The Pacific Decadal Oscillation (PDO) is the dominant year‐round pattern of monthly North Pacific SST variability and is often described as a long‐lived El Niño‐like pattern in the tropical Pacific (Vishnu et al. 2018). The PDO is not a single phenomenon but is instead a complex aggregate of different atmospheric and oceanographic forcing spanning the extratropical and tropical Pacific (Newman et al. 2016). The PDO's amplitude is greatest from November–June, with weak maxima both in mid‐winter and late spring and a pronounced late summer‐early autumn minimum (Newman et al. 2016).

Positive (negative) phases of the PDO are associated with warming (cooling) of the tropical Pacific Ocean. The PDO modulates climate variability in various parts of the globe, such as drought frequency in the United States and summer monsoon rainfall in south China. Positive (negative) phases of the PDO are associated with the deficit (excess) Indian summer monsoon rainfall and enhance (suppress) the teleconnection between the rainfall in India and ENSO (Vishnu et al. 2018). The frequency of tropical cyclones over the western North Pacific also shows a decadal variability associated with the PDO. The number of tropical cyclones across the Pacific is less (high) in the warm (cold) phases of the PDO. There is also an out‐of‐phase variation in the number of monsoon depressions over the Bay of Bengal and the PDO. Vishnu et al. (2018) postulate that the variation in SSTs in the western equatorial Indian Ocean associated with the PDO could be one of the reasons for the changes in the moisture advection over the Bay of Bengal and hence the variation in the number of monsoon depressions on an interdecadal timescale.

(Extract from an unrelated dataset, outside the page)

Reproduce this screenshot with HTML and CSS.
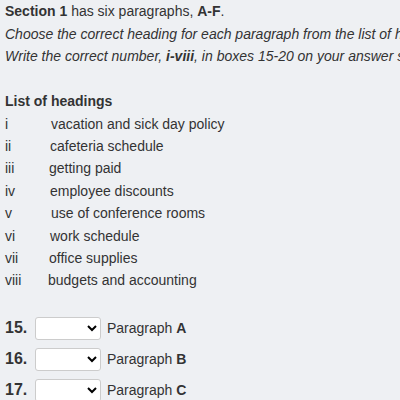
FILE: index.html
```html
<!DOCTYPE html>
<html>
<head>
<meta charset="utf-8">
<link rel="stylesheet" href="styles.css">
</head>
<body>
<div class="page">
  <p class="line"><b>Section 1</b> has six paragraphs, <b>A-F</b>.</p>
  <p class="line it">Choose the correct heading for each paragraph from the list of headings below.</p>
  <p class="line it">Write the correct number, <b>i-viii</b>, in boxes 15-20 on your answer sheet.</p>

  <div class="headings">
    <p class="line"><b>List of headings</b></p>
    <div class="item h1"><span class="num">i</span><span class="txt">vacation and sick day policy</span></div>
    <div class="item h2"><span class="num">ii</span><span class="txt">cafeteria schedule</span></div>
    <div class="item h3"><span class="num">iii</span><span class="txt">getting paid</span></div>
    <div class="item h4"><span class="num">iv</span><span class="txt">employee discounts</span></div>
    <div class="item h5"><span class="num">v</span><span class="txt">use of conference rooms</span></div>
    <div class="item h6"><span class="num">vi</span><span class="txt">work schedule</span></div>
    <div class="item h7"><span class="num">vii</span><span class="txt">office supplies</span></div>
    <div class="item h8"><span class="num">viii</span><span class="txt">budgets and accounting</span></div>
  </div>

  <div class="questions">
    <div class="q"><span class="qn">15.</span><select class="sel"><option></option></select><span class="lbl">Paragraph <b>A</b></span></div>
    <div class="q"><span class="qn">16.</span><select class="sel"><option></option></select><span class="lbl">Paragraph <b>B</b></span></div>
    <div class="q"><span class="qn">17.</span><select class="sel"><option></option></select><span class="lbl">Paragraph <b>C</b></span></div>
  </div>
</div>
</body>
</html>
```
FILE: styles.css
```css
html, body {
  margin: 0;
  padding: 0;
  background: #eef0f3;
}
body {
  font-family: "Liberation Sans", Arial, sans-serif;
  font-size: 14px;
  color: #333333;
}
.page {
  padding: 0 5px;
  white-space: nowrap;
  overflow: hidden;
}
.line {
  margin: 0;
  line-height: 22.5px;
}
.it {
  font-style: italic;
}
.headings {
  margin-top: 22.5px;
}
.item {
  display: flex;
  line-height: 22.4px;
}
.num {
  width: 45px;
}
.h1 .txt, .h5 .txt { margin-left: 1px; }
.h3 .txt, .h7 .txt { margin-left: -1px; }
.h8 .txt { margin-left: -2px; }
.questions {
  margin-top: 25px;
  display: flex;
  flex-direction: column;
  gap: 8px;
}
.q {
  display: flex;
  align-items: center;
  height: 23px;
}
.qn {
  font-weight: bold;
  font-size: 16px;
  width: 30px;
}
.sel {
  width: 66px;
  height: 23px;
  margin: 0;
  background: #fff;
  border: 1px solid #ccc;
  border-radius: 3px;
  font-size: 14px;
}
.lbl {
  margin-left: 6px;
}
```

The positive and negative phases of the PDO may have an impact on the expansion of the poorly oxygenated regions of the eastern Pacific Ocean (Duteil et al. 2018). During a ‘typical’ positive phase of the PDO, modelling indicates that the volume of the suboxic regions expanded by 7% over a 50 year period due to a slowdown of the large‐scale circulation related to the decrease in the intensity of the trade winds. The model suggested that the prevailing positive phase conditions of the PDO since 1975 may explain a significant part of the current deoxygenation of the eastern Pacific Ocean.